# DATA BLOCK:
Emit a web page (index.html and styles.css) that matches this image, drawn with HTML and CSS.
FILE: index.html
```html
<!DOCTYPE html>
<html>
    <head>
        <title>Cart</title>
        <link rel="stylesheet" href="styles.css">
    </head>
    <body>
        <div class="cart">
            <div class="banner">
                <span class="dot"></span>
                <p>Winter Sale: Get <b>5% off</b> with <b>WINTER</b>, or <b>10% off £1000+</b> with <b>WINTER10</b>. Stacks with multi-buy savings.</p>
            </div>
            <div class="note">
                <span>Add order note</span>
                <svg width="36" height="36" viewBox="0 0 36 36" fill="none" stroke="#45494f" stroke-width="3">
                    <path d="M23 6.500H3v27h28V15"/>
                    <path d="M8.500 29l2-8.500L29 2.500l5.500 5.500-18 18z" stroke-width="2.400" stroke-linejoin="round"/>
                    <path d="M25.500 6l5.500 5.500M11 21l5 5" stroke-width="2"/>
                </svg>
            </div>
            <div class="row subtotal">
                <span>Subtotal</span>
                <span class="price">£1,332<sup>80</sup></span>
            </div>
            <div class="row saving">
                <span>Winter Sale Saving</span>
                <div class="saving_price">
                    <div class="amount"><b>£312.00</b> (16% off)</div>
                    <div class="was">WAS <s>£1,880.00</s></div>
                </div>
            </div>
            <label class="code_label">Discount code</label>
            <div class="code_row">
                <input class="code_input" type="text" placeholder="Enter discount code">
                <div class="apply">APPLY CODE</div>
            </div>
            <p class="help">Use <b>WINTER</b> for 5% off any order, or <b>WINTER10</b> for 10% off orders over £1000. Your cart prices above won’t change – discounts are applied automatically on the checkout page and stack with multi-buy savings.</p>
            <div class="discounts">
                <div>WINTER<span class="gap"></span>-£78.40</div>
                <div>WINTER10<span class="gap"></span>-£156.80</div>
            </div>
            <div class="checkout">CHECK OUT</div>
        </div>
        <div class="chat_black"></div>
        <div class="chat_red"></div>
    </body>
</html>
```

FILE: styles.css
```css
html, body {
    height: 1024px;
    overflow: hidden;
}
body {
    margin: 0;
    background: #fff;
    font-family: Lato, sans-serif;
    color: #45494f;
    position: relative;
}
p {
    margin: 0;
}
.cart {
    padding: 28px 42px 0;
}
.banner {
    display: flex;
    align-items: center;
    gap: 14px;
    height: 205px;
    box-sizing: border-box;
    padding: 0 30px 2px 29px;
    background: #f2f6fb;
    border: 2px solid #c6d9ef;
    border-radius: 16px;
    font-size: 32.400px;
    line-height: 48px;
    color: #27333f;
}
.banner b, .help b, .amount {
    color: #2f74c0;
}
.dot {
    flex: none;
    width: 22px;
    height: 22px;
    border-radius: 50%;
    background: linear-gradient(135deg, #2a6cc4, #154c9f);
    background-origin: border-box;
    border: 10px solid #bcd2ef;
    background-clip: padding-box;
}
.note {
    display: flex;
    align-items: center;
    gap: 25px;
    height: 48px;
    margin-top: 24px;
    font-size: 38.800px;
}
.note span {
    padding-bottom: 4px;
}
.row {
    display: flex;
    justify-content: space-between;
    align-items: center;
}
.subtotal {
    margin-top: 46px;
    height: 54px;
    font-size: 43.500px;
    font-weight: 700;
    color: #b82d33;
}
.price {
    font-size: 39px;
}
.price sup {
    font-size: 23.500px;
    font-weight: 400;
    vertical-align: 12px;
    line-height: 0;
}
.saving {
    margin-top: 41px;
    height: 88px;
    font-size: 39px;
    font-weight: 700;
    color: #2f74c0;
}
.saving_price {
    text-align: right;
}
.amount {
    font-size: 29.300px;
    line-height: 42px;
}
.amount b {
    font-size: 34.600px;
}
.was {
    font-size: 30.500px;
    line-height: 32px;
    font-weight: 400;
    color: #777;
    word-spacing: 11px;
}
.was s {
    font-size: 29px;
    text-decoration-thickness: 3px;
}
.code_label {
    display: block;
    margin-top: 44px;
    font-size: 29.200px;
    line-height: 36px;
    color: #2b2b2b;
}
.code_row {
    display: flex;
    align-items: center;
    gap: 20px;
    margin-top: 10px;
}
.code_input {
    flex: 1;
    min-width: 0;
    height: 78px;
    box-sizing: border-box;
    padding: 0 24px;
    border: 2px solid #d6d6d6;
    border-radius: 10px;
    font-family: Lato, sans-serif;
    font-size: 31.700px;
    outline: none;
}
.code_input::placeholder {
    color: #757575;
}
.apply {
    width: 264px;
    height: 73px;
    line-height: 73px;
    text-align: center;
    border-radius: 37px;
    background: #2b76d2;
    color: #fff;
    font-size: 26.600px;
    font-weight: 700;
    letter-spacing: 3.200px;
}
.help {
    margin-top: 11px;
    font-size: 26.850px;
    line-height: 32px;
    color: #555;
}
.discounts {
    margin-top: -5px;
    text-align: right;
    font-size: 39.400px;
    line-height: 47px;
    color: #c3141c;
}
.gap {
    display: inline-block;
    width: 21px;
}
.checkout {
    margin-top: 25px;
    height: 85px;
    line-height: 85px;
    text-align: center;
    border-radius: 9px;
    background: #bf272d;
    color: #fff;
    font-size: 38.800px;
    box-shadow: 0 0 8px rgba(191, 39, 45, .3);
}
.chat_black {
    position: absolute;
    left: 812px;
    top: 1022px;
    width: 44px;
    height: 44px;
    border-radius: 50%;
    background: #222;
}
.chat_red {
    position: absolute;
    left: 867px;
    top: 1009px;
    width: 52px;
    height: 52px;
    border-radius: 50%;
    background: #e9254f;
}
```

# WRITTEN INSTRUCTION:
Extract the whole listing, character for character.

# WRITTEN REPLY:
Emit a web page (index.html and styles.css) that matches this image, drawn with HTML and CSS.
FILE: index.html
```html
<!DOCTYPE html>
<html>
    <head>
        <title>Cart</title>
        <link rel="stylesheet" href="styles.css">
    </head>
    <body>
        <div class="cart">
            <div class="banner">
                <span class="dot"></span>
                <p>Winter Sale: Get <b>5% off</b> with <b>WINTER</b>, or <b>10% off £1000+</b> with <b>WINTER10</b>. Stacks with multi-buy savings.</p>
            </div>
            <div class="note">
                <span>Add order note</span>
                <svg width="36" height="36" viewBox="0 0 36 36" fill="none" stroke="#45494f" stroke-width="3">
                    <path d="M23 6.500H3v27h28V15"/>
                    <path d="M8.500 29l2-8.500L29 2.500l5.500 5.500-18 18z" stroke-width="2.400" stroke-linejoin="round"/>
                    <path d="M25.500 6l5.500 5.500M11 21l5 5" stroke-width="2"/>
                </svg>
            </div>
            <div class="row subtotal">
                <span>Subtotal</span>
                <span class="price">£1,332<sup>80</sup></span>
            </div>
            <div class="row saving">
                <span>Winter Sale Saving</span>
                <div class="saving_price">
                    <div class="amount"><b>£312.00</b> (16% off)</div>
                    <div class="was">WAS <s>£1,880.00</s></div>
                </div>
            </div>
            <label class="code_label">Discount code</label>
            <div class="code_row">
                <input class="code_input" type="text" placeholder="Enter discount code">
                <div class="apply">APPLY CODE</div>
            </div>
            <p class="help">Use <b>WINTER</b> for 5% off any order, or <b>WINTER10</b> for 10% off orders over £1000. Your cart prices above won’t change – discounts are applied automatically on the checkout page and stack with multi-buy savings.</p>
            <div class="discounts">
                <div>WINTER<span class="gap"></span>-£78.40</div>
                <div>WINTER10<span class="gap"></span>-£156.80</div>
            </div>
            <div class="checkout">CHECK OUT</div>
        </div>
        <div class="chat_black"></div>
        <div class="chat_red"></div>
    </body>
</html>
```

FILE: styles.css
```css
html, body {
    height: 1024px;
    overflow: hidden;
}
body {
    margin: 0;
    background: #fff;
    font-family: Lato, sans-serif;
    color: #45494f;
    position: relative;
}
p {
    margin: 0;
}
.cart {
    padding: 28px 42px 0;
}
.banner {
    display: flex;
    align-items: center;
    gap: 14px;
    height: 205px;
    box-sizing: border-box;
    padding: 0 30px 2px 29px;
    background: #f2f6fb;
    border: 2px solid #c6d9ef;
    border-radius: 16px;
    font-size: 32.400px;
    line-height: 48px;
    color: #27333f;
}
.banner b, .help b, .amount {
    color: #2f74c0;
}
.dot {
    flex: none;
    width: 22px;
    height: 22px;
    border-radius: 50%;
    background: linear-gradient(135deg, #2a6cc4, #154c9f);
    background-origin: border-box;
    border: 10px solid #bcd2ef;
    background-clip: padding-box;
}
.note {
    display: flex;
    align-items: center;
    gap: 25px;
    height: 48px;
    margin-top: 24px;
    font-size: 38.800px;
}
.note span {
    padding-bottom: 4px;
}
.row {
    display: flex;
    justify-content: space-between;
    align-items: center;
}
.subtotal {
    margin-top: 46px;
    height: 54px;
    font-size: 43.500px;
    font-weight: 700;
    color: #b82d33;
}
.price {
    font-size: 39px;
}
.price sup {
    font-size: 23.500px;
    font-weight: 400;
    vertical-align: 12px;
    line-height: 0;
}
.saving {
    margin-top: 41px;
    height: 88px;
    font-size: 39px;
    font-weight: 700;
    color: #2f74c0;
}
.saving_price {
    text-align: right;
}
.amount {
    font-size: 29.300px;
    line-height: 42px;
}
.amount b {
    font-size: 34.600px;
}
.was {
    font-size: 30.500px;
    line-height: 32px;
    font-weight: 400;
    color: #777;
    word-spacing: 11px;
}
.was s {
    font-size: 29px;
    text-decoration-thickness: 3px;
}
.code_label {
    display: block;
    margin-top: 44px;
    font-size: 29.200px;
    line-height: 36px;
    color: #2b2b2b;
}
.code_row {
    display: flex;
    align-items: center;
    gap: 20px;
    margin-top: 10px;
}
.code_input {
    flex: 1;
    min-width: 0;
    height: 78px;
    box-sizing: border-box;
    padding: 0 24px;
    border: 2px solid #d6d6d6;
    border-radius: 10px;
    font-family: Lato, sans-serif;
    font-size: 31.700px;
    outline: none;
}
.code_input::placeholder {
    color: #757575;
}
.apply {
    width: 264px;
    height: 73px;
    line-height: 73px;
    text-align: center;
    border-radius: 37px;
    background: #2b76d2;
    color: #fff;
    font-size: 26.600px;
    font-weight: 700;
    letter-spacing: 3.200px;
}
.help {
    margin-top: 11px;
    font-size: 26.850px;
    line-height: 32px;
    color: #555;
}
.discounts {
    margin-top: -5px;
    text-align: right;
    font-size: 39.400px;
    line-height: 47px;
    color: #c3141c;
}
.gap {
    display: inline-block;
    width: 21px;
}
.checkout {
    margin-top: 25px;
    height: 85px;
    line-height: 85px;
    text-align: center;
    border-radius: 9px;
    background: #bf272d;
    color: #fff;
    font-size: 38.800px;
    box-shadow: 0 0 8px rgba(191, 39, 45, .3);
}
.chat_black {
    position: absolute;
    left: 812px;
    top: 1022px;
    width: 44px;
    height: 44px;
    border-radius: 50%;
    background: #222;
}
.chat_red {
    position: absolute;
    left: 867px;
    top: 1009px;
    width: 52px;
    height: 52px;
    border-radius: 50%;
    background: #e9254f;
}
```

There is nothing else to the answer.